§ TO DO: Your task is to give the listing below back word for word, pictures excluded.
— begin —
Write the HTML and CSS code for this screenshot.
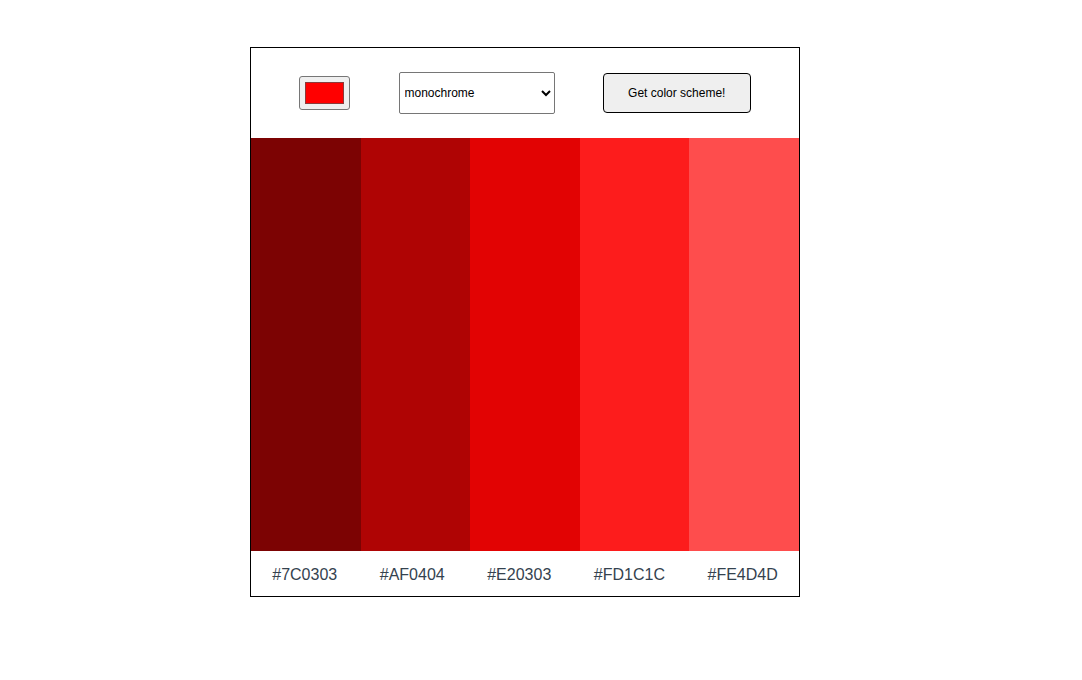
FILE: index.html
```html
<!DOCTYPE html>
<html lang="en">
<head>
<meta charset="utf-8">
<title>Color Scheme</title>
<link rel="stylesheet" href="styles.css">
</head>
<body>
<main class="scheme">
  <header class="controls">
    <input class="picker" type="color" value="#ff0000">
    <select class="mode">
      <option>monochrome</option>
      <option>monochrome-dark</option>
      <option>monochrome-light</option>
      <option>analogic</option>
      <option>complement</option>
    </select>
    <button class="go" type="button">Get color scheme!</button>
  </header>
  <section class="swatches">
    <div class="swatch" style="background:#7C0303"></div>
    <div class="swatch" style="background:#AF0404"></div>
    <div class="swatch" style="background:#E20303"></div>
    <div class="swatch" style="background:#FD1C1C"></div>
    <div class="swatch" style="background:#FE4D4D"></div>
  </section>
  <footer class="codes">
    <span class="code">#7C0303</span>
    <span class="code">#AF0404</span>
    <span class="code">#E20303</span>
    <span class="code">#FD1C1C</span>
    <span class="code">#FE4D4D</span>
  </footer>
</main>
</body>
</html>
```

FILE: styles.css
```css
html, body {
  margin: 0;
  padding: 0;
  background: #ffffff;
}

body {
  font-family: "Liberation Sans", Arial, sans-serif;
  padding-top: 47px;
  padding-left: 250px;
}

.scheme {
  width: 548px;
  height: 548px;
  border: 1px solid #000;
  display: flex;
  flex-direction: column;
}

.controls {
  height: 90px;
  display: flex;
  align-items: center;
  justify-content: space-evenly;
  flex-shrink: 0;
}

.picker {
  width: 51px;
  height: 34px;
  padding: 5px 5px;
  margin: 0 0 1px 0;
  box-sizing: border-box;
  border: 1px solid #767676;
  border-radius: 3px;
  background: #efefef;
  cursor: pointer;
}

.picker::-webkit-color-swatch-wrapper {
  padding: 0;
}

.picker::-webkit-color-swatch {
  border: 1px solid #8a3a3a;
  border-radius: 0;
}

.mode {
  width: 156px;
  height: 42px;
  box-sizing: border-box;
  border: 1px solid #767676;
  border-radius: 2px;
  background: #fff;
  color: #000;
  font-family: "Liberation Sans", Arial, sans-serif;
  font-size: 12px;
  padding: 0 1px;
  margin: 0;
}

.go {
  width: 148px;
  height: 40px;
  box-sizing: border-box;
  border: 1px solid #000;
  border-radius: 4px;
  background: #efefef;
  color: #000;
  font-family: "Liberation Sans", Arial, sans-serif;
  font-size: 12px;
  padding: 0;
}

.swatches {
  height: 413px;
  display: flex;
  flex-shrink: 0;
}

.swatch {
  flex: 1 1 0;
}

.codes {
  flex: 1;
  display: flex;
  align-items: center;
  justify-content: space-around;
}

.code {
  font-size: 16px;
  color: #34424f;
  padding-top: 3px;
}
```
— end —
§ FULL ANSWER:
Write the HTML and CSS code for this screenshot.
FILE: index.html
```html
<!DOCTYPE html>
<html lang="en">
<head>
<meta charset="utf-8">
<title>Color Scheme</title>
<link rel="stylesheet" href="styles.css">
</head>
<body>
<main class="scheme">
  <header class="controls">
    <input class="picker" type="color" value="#ff0000">
    <select class="mode">
      <option>monochrome</option>
      <option>monochrome-dark</option>
      <option>monochrome-light</option>
      <option>analogic</option>
      <option>complement</option>
    </select>
    <button class="go" type="button">Get color scheme!</button>
  </header>
  <section class="swatches">
    <div class="swatch" style="background:#7C0303"></div>
    <div class="swatch" style="background:#AF0404"></div>
    <div class="swatch" style="background:#E20303"></div>
    <div class="swatch" style="background:#FD1C1C"></div>
    <div class="swatch" style="background:#FE4D4D"></div>
  </section>
  <footer class="codes">
    <span class="code">#7C0303</span>
    <span class="code">#AF0404</span>
    <span class="code">#E20303</span>
    <span class="code">#FD1C1C</span>
    <span class="code">#FE4D4D</span>
  </footer>
</main>
</body>
</html>
```

FILE: styles.css
```css
html, body {
  margin: 0;
  padding: 0;
  background: #ffffff;
}

body {
  font-family: "Liberation Sans", Arial, sans-serif;
  padding-top: 47px;
  padding-left: 250px;
}

.scheme {
  width: 548px;
  height: 548px;
  border: 1px solid #000;
  display: flex;
  flex-direction: column;
}

.controls {
  height: 90px;
  display: flex;
  align-items: center;
  justify-content: space-evenly;
  flex-shrink: 0;
}

.picker {
  width: 51px;
  height: 34px;
  padding: 5px 5px;
  margin: 0 0 1px 0;
  box-sizing: border-box;
  border: 1px solid #767676;
  border-radius: 3px;
  background: #efefef;
  cursor: pointer;
}

.picker::-webkit-color-swatch-wrapper {
  padding: 0;
}

.picker::-webkit-color-swatch {
  border: 1px solid #8a3a3a;
  border-radius: 0;
}

.mode {
  width: 156px;
  height: 42px;
  box-sizing: border-box;
  border: 1px solid #767676;
  border-radius: 2px;
  background: #fff;
  color: #000;
  font-family: "Liberation Sans", Arial, sans-serif;
  font-size: 12px;
  padding: 0 1px;
  margin: 0;
}

.go {
  width: 148px;
  height: 40px;
  box-sizing: border-box;
  border: 1px solid #000;
  border-radius: 4px;
  background: #efefef;
  color: #000;
  font-family: "Liberation Sans", Arial, sans-serif;
  font-size: 12px;
  padding: 0;
}

.swatches {
  height: 413px;
  display: flex;
  flex-shrink: 0;
}

.swatch {
  flex: 1 1 0;
}

.codes {
  flex: 1;
  display: flex;
  align-items: center;
  justify-content: space-around;
}

.code {
  font-size: 16px;
  color: #34424f;
  padding-top: 3px;
}
```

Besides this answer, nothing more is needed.